When Badger fans talk about "The Play of the Year", most immediately refer to either David Gilreath's kickoff return for a touchdown against Ohio State or the fake punt against Iowa. Of all the plays we have ever broken down here at B5Q, no call has ever looked more obvious on film than the fake punt.

It left us all wondering, how could Iowa let that happen?

The Iowa film session also revealed Gabe Carimi's "wow moment" that will certainly be on his highlight film that gets sent to NFL scouts. On 4th-and-1 from the 2-yard line, Carimi took another future NFL player -- Adrian Clayborn -- and drove him all the way from the left side to the right side and then threw him on the ground. It opened up a huge hole for John Clay who walked into the end zone.

Breaking down UW's blocking convoy and another huge run

From the Iowa game on, Wisconsin was in cruise control and that was in large part because of the offensive line.

Against Purdue, we saw a blocking convoy that made it seem like the Badgers were facing a high school defense, and two weeks later against Michigan, James White went untouched for a 61-yard touchdown run on a similar play in which his blockers executed perfectly.

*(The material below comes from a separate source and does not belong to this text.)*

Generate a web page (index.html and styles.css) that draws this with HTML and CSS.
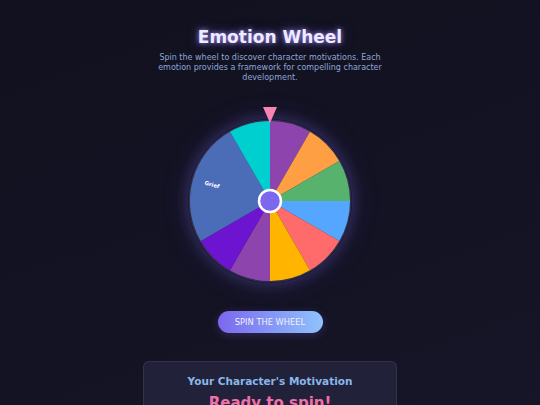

Everyone wants to talk about Wisconsin's offensive line, but it's not just the big men up front who are doing their job. Fullback Bradie Ewing developed an edge during the season that has him making great blocks, while receivers Nick Toon and Issac Anderson also take great pride in blocking. Add in Kendricks and at least three other tight ends who can block and UW's running backs have it easy.

So there's a run through of what we praised and criticized on film throughout the season. You better believe the coaches are doing the same with their players. We saw the special teams coverage slip up again late in the season and that is probably UW's biggest weakness going into the Rose Bowl.